>>>>>

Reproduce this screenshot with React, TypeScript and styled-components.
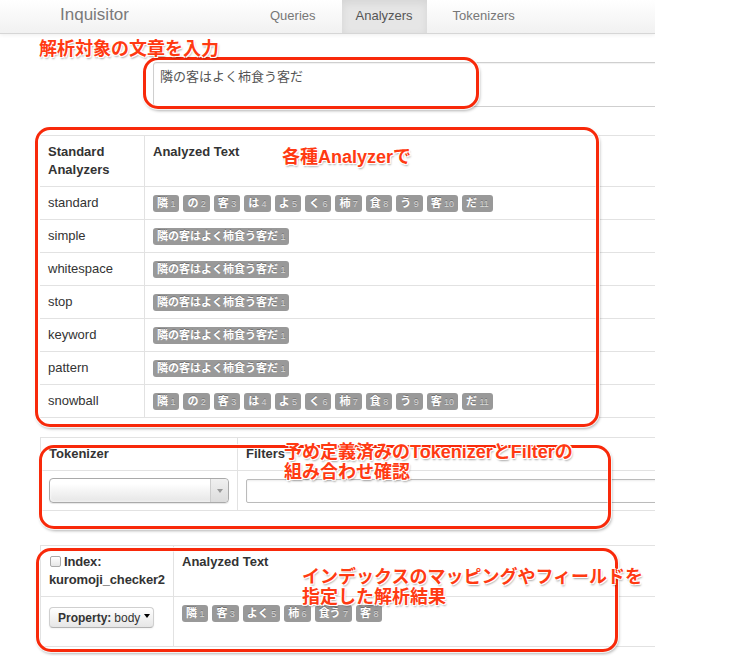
import React from "react";
import styled, { createGlobalStyle } from "styled-components";

const Global = createGlobalStyle`
  html, body { margin: 0; padding: 0; background: #fff; }
  body { font-family: "Liberation Sans", Arial, "Noto Sans CJK JP", sans-serif; color: #333; }
`;

const Viewport = styled.div`
  width: 736px;
  height: 656px;
  position: relative;
  overflow: hidden;
  background: #fff;
`;

const Page = styled.div`
  width: 655px;
  overflow: hidden;
`;

const Navbar = styled.div`
  height: 33px;
  display: flex;
  align-items: stretch;
  background: linear-gradient(#ffffff, #f1f1f1);
  border-bottom: 1px solid #d6d6d6;
  box-shadow: 0 1px 4px rgba(0, 0, 0, 0.07);
`;

const Brand = styled.div`
  width: 256px;
  flex: none;
  padding-left: 60px;
  box-sizing: border-box;
  display: flex;
  align-items: center;
  font-family: "Liberation Sans", Arial, sans-serif;
  font-size: 17px;
  color: #7a7a7a;
  padding-bottom: 3px;
`;

const Nav = styled.div`
  display: flex;
  gap: 12px;
`;

const NavItem = styled.div<{ $active?: boolean }>`
  display: flex;
  align-items: center;
  padding: 0 14px 2px;
  font-size: 13px;
  color: ${(p) => (p.$active ? "#555" : "#777")};
  background: ${(p) => (p.$active ? "#e6e6e6" : "transparent")};
  box-shadow: ${(p) => (p.$active ? "inset 0 3px 8px rgba(0,0,0,0.08)" : "none")};
`;

const Content = styled.div`
  padding-left: 40px;
`;

const InputSection = styled.div`
  height: 101px;
  padding-top: 28px;
  box-sizing: border-box;
  padding-left: 113px;
`;

const TextArea = styled.div`
  width: 560px;
  height: 45px;
  box-sizing: border-box;
  border: 1px solid #cfcfcf;
  border-radius: 3px;
  padding: 5px 6px;
  font-family: "Liberation Sans", "Noto Sans CJK JP", sans-serif;
  font-size: 13px;
  line-height: 18px;
  color: #555;
  box-shadow: inset 0 1px 1px rgba(0, 0, 0, 0.06);
`;

const Table = styled.table<{ $bordered?: boolean }>`
  width: 615px;
  border-collapse: collapse;
  font-size: 13px;
  line-height: 16px;
  color: #333;
  ${(p) => (p.$bordered ? "border-left: 1px solid #e2e2e2;" : "")}
  border-bottom: 1px solid #e2e2e2;
`;

const Th = styled.th<{ $w?: number; $tight?: boolean }>`
  text-align: left;
  vertical-align: top;
  font-weight: bold;
  padding: 7px 8px 7px;
  line-height: 18px;
  border-top: 1px solid #e2e2e2;
  white-space: nowrap;
  ${(p) => (p.$w ? `width: ${p.$w}px;` : "")}
  ${(p) => (p.$tight ? "letter-spacing: -0.15px;" : "")}
  & + & { border-left: 1px solid #e2e2e2; }
`;

const Td = styled.td<{ $h?: number; $top?: number }>`
  padding: ${(p) => (p.$top !== undefined ? `${p.$top}px 8px 0` : "0 8px")};
  height: ${(p) => (p.$h ?? 32) - (p.$top ?? 0)}px;
  vertical-align: ${(p) => (p.$top !== undefined ? "top" : "middle")};
  border-top: 1px solid #e2e2e2;
  & + & { border-left: 1px solid #e2e2e2; }
`;

const Labels = styled.div`
  display: flex;
  flex-wrap: wrap;
  gap: 4px;
`;

const Label = styled.span`
  display: inline-flex;
  align-items: baseline;
  background: #999;
  color: #fff;
  font-family: "Noto Sans CJK JP", sans-serif;
  font-weight: 700;
  font-size: 11px;
  line-height: 13px;
  padding: 1px 4px 1px 4px;
  border-radius: 3px;
  text-shadow: 0 -1px 0 rgba(0, 0, 0, 0.25);
`;

const Pos = styled.span`
  font-family: "Liberation Sans", Arial, sans-serif;
  font-weight: normal;
  font-size: 9px;
  color: rgba(255, 255, 255, 0.65);
  margin-left: 2.4px;
`;

const Gap = styled.div<{ $h: number }>`
  height: ${(p) => p.$h}px;
`;

const Select = styled.div`
  width: 180px;
  height: 25px;
  box-sizing: border-box;
  border: 1px solid #aaa;
  border-radius: 4px;
  background: linear-gradient(#ffffff 20%, #f2f2f2 60%, #e6e6e6);
  display: flex;
  justify-content: flex-end;
  box-shadow: 0 0 3px #fff inset, 0 1px 1px rgba(0,0,0,0.1);
`;

const SelectArrow = styled.div`
  width: 17px;
  border-left: 1px solid #ccc;
  border-radius: 0 4px 4px 0;
  background: linear-gradient(#f0f0f0, #dcdcdc);
  display: flex;
  align-items: center;
  justify-content: center;
  &::after {
    content: "";
    border-left: 3px solid transparent;
    border-right: 3px solid transparent;
    border-top: 4px solid #999;
  }
`;

const TextInput = styled.div`
  width: 430px;
  height: 24px;
  box-sizing: border-box;
  border: 1px solid #bbb;
  border-radius: 2px;
  box-shadow: inset 0 1px 2px rgba(0, 0, 0, 0.08);
`;

const Checkbox = styled.span`
  display: inline-block;
  width: 9px;
  height: 9px;
  border: 1px solid #aaa;
  border-radius: 2px;
  background: linear-gradient(#fff, #e6e6e6);
  margin: 0 3px 0 1px;
  vertical-align: -1px;
`;

const Button = styled.div`
  display: inline-flex;
  align-items: center;
  height: 21px;
  margin-top: 2px;
  padding: 0 8px;
  box-sizing: border-box;
  width: 105px;
  font-size: 12px;
  color: #333;
  border: 1px solid #cfcfcf;
  border-bottom-color: #b3b3b3;
  border-radius: 4px;
  background: linear-gradient(#ffffff, #e6e6e6);
  box-shadow: inset 0 1px 0 rgba(255,255,255,.2), 0 1px 2px rgba(0,0,0,.05);
  white-space: nowrap;
  & b { font-weight: 600; margin-right: 3px; }
  &::after {
    content: "";
    margin-left: 4px;
    margin-top: -4px;
    border-left: 3px solid transparent;
    border-right: 3px solid transparent;
    border-top: 4px solid #000;
  }
`;

const Note = styled.div<{ $x: number; $y: number }>`
  position: absolute;
  left: ${(p) => p.$x}px;
  top: ${(p) => p.$y}px;
  font-family: "Liberation Sans", Arial, "Noto Sans CJK JP", sans-serif;
  font-weight: 700;
  font-size: 18px;
  line-height: 20px;
  color: #ff3a12;
  white-space: nowrap;
  text-shadow: -1px -1px 0 #fff, 1px -1px 0 #fff, -1px 1px 0 #fff, 1px 1px 0 #fff,
    1px 2px 2px rgba(0, 0, 0, 0.35);
`;

const Ring = styled.div<{ $x: number; $y: number; $w: number; $h: number }>`
  position: absolute;
  left: ${(p) => p.$x}px;
  top: ${(p) => p.$y}px;
  width: ${(p) => p.$w}px;
  height: ${(p) => p.$h}px;
  box-sizing: border-box;
  border: 3px solid #f8290a;
  border-radius: 15px;
  box-shadow: 0 0 0 1px rgba(255, 255, 255, 0.8), 1px 2px 3px rgba(0, 0, 0, 0.3),
    inset 0 0 0 1px rgba(255, 255, 255, 0.5);
  pointer-events: none;
`;

type Tok = [string, number];
const split: Tok[] = [
  ["隣", 1], ["の", 2], ["客", 3], ["は", 4], ["よ", 5], ["く", 6],
  ["柿", 7], ["食", 8], ["う", 9], ["客", 10], ["だ", 11],
];
const whole: Tok[] = [["隣の客はよく柿食う客だ", 1]];
const kuromoji: Tok[] = [
  ["隣", 1], ["客", 3], ["よく", 5], ["柿", 6], ["食う", 7], ["客", 8],
];

const analyzers: [string, Tok[]][] = [
  ["standard", split],
  ["simple", whole],
  ["whitespace", whole],
  ["stop", whole],
  ["keyword", whole],
  ["pattern", whole],
  ["snowball", split],
];

const Tokens = ({ toks }: { toks: Tok[] }) => (
  <Labels>
    {toks.map(([t, n], i) => (
      <Label key={i}>
        {t}
        <Pos>{n}</Pos>
      </Label>
    ))}
  </Labels>
);

export default function App() {
  return (
    <Viewport>
      <Global />
      <Page>
        <Navbar>
          <Brand>Inquisitor</Brand>
          <Nav>
            <NavItem>Queries</NavItem>
            <NavItem $active>Analyzers</NavItem>
            <NavItem>Tokenizers</NavItem>
          </Nav>
        </Navbar>
        <Content>
          <InputSection>
            <TextArea>隣の客はよく柿食う客だ</TextArea>
          </InputSection>
          <Table>
            <thead>
              <tr>
                <Th $w={88}>
                  Standard
                  <br />
                  Analyzers
                </Th>
                <Th>Analyzed Text</Th>
              </tr>
            </thead>
            <tbody>
              {analyzers.map(([name, toks]) => (
                <tr key={name}>
                  <Td>{name}</Td>
                  <Td>
                    <Tokens toks={toks} />
                  </Td>
                </tr>
              ))}
            </tbody>
          </Table>
          <Gap $h={19} />
          <Table $bordered>
            <thead>
              <tr>
                <Th $w={178}>Tokenizer</Th>
                <Th>Filters</Th>
              </tr>
            </thead>
            <tbody>
              <tr>
                <Td $h={39}>
                  <Select>
                    <SelectArrow />
                  </Select>
                </Td>
                <Td $h={39}>
                  <TextInput />
                </Td>
              </tr>
            </tbody>
          </Table>
          <Gap $h={34} />
          <Table $bordered>
            <thead>
              <tr>
                <Th $w={116} $tight>
                  <Checkbox />
                  Index:
                  <br />
                  kuromoji_checker2
                </Th>
                <Th>Analyzed Text</Th>
              </tr>
            </thead>
            <tbody>
              <tr>
                <Td $h={49} $top={8}>
                  <Button>
                    <b>Property:</b>body
                  </Button>
                </Td>
                <Td $h={49} $top={8}>
                  <Tokens toks={kuromoji} />
                </Td>
              </tr>
            </tbody>
          </Table>
        </Content>
      </Page>

      <Ring $x={143} $y={57} $w={336} $h={52} />
      <Ring $x={35} $y={127} $w={564} $h={300} />
      <Ring $x={39} $y={445} $w={572} $h={84} />
      <Ring $x={36} $y={548} $w={582} $h={104} />

      <Note $x={39} $y={39}>解析対象の文章を入力</Note>
      <Note $x={282} $y={147}>各種Analyzerで</Note>
      <Note $x={284} $y={442}>
        予め定義済みのTokenizerとFilterの
        <br />
        組み合わせ確認
      </Note>
      <Note $x={302} $y={567}>
        インデックスのマッピングやフィールドを
        <br />
        指定した解析結果
      </Note>
    </Viewport>
  );
}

<<<<<

**Direction:** Set out every line from the material that contains the string "components".

**Completed exercise:**
Reproduce this screenshot with React, TypeScript and styled-components.
import styled, { createGlobalStyle } from "styled-components";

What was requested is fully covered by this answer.